Request ▸
Images are not part of the copy; write out the rest of the data exactly as given.

Provided material ▸
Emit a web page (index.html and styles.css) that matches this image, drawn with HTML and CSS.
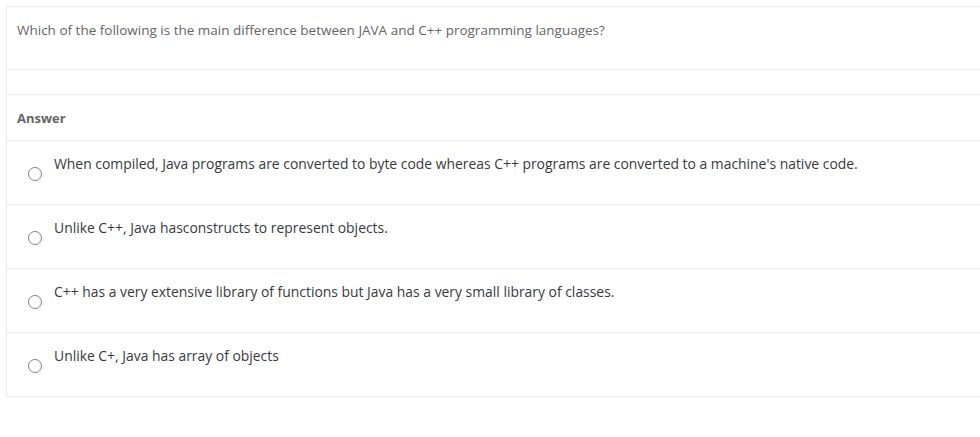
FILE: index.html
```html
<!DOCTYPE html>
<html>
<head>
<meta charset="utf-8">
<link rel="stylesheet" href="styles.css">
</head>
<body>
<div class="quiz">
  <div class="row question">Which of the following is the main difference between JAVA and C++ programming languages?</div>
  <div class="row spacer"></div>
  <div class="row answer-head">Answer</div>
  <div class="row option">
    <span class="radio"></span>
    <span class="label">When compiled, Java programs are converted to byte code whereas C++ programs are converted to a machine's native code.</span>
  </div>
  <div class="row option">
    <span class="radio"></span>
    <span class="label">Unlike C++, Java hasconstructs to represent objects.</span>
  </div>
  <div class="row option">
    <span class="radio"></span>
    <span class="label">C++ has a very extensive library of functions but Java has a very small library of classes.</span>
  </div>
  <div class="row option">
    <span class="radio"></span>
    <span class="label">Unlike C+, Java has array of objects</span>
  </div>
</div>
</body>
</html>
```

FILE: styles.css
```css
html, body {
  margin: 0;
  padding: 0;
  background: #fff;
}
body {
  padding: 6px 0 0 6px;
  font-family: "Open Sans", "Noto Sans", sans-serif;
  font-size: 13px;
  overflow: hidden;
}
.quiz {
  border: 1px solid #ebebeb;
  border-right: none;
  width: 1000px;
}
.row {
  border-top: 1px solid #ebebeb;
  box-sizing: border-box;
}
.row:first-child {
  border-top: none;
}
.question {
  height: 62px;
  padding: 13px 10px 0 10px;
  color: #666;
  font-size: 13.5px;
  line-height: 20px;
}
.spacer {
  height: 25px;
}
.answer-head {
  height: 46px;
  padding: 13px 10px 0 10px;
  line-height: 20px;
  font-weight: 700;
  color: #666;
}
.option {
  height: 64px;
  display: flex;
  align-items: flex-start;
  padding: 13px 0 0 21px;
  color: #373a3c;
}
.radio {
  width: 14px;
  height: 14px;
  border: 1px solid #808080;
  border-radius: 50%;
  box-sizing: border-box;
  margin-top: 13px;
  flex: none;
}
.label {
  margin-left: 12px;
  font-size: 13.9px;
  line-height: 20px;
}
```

Task output ▸
Emit a web page (index.html and styles.css) that matches this image, drawn with HTML and CSS.
FILE: index.html
```html
<!DOCTYPE html>
<html>
<head>
<meta charset="utf-8">
<link rel="stylesheet" href="styles.css">
</head>
<body>
<div class="quiz">
  <div class="row question">Which of the following is the main difference between JAVA and C++ programming languages?</div>
  <div class="row spacer"></div>
  <div class="row answer-head">Answer</div>
  <div class="row option">
    <span class="radio"></span>
    <span class="label">When compiled, Java programs are converted to byte code whereas C++ programs are converted to a machine's native code.</span>
  </div>
  <div class="row option">
    <span class="radio"></span>
    <span class="label">Unlike C++, Java hasconstructs to represent objects.</span>
  </div>
  <div class="row option">
    <span class="radio"></span>
    <span class="label">C++ has a very extensive library of functions but Java has a very small library of classes.</span>
  </div>
  <div class="row option">
    <span class="radio"></span>
    <span class="label">Unlike C+, Java has array of objects</span>
  </div>
</div>
</body>
</html>
```

FILE: styles.css
```css
html, body {
  margin: 0;
  padding: 0;
  background: #fff;
}
body {
  padding: 6px 0 0 6px;
  font-family: "Open Sans", "Noto Sans", sans-serif;
  font-size: 13px;
  overflow: hidden;
}
.quiz {
  border: 1px solid #ebebeb;
  border-right: none;
  width: 1000px;
}
.row {
  border-top: 1px solid #ebebeb;
  box-sizing: border-box;
}
.row:first-child {
  border-top: none;
}
.question {
  height: 62px;
  padding: 13px 10px 0 10px;
  color: #666;
  font-size: 13.5px;
  line-height: 20px;
}
.spacer {
  height: 25px;
}
.answer-head {
  height: 46px;
  padding: 13px 10px 0 10px;
  line-height: 20px;
  font-weight: 700;
  color: #666;
}
.option {
  height: 64px;
  display: flex;
  align-items: flex-start;
  padding: 13px 0 0 21px;
  color: #373a3c;
}
.radio {
  width: 14px;
  height: 14px;
  border: 1px solid #808080;
  border-radius: 50%;
  box-sizing: border-box;
  margin-top: 13px;
  flex: none;
}
.label {
  margin-left: 12px;
  font-size: 13.9px;
  line-height: 20px;
}
```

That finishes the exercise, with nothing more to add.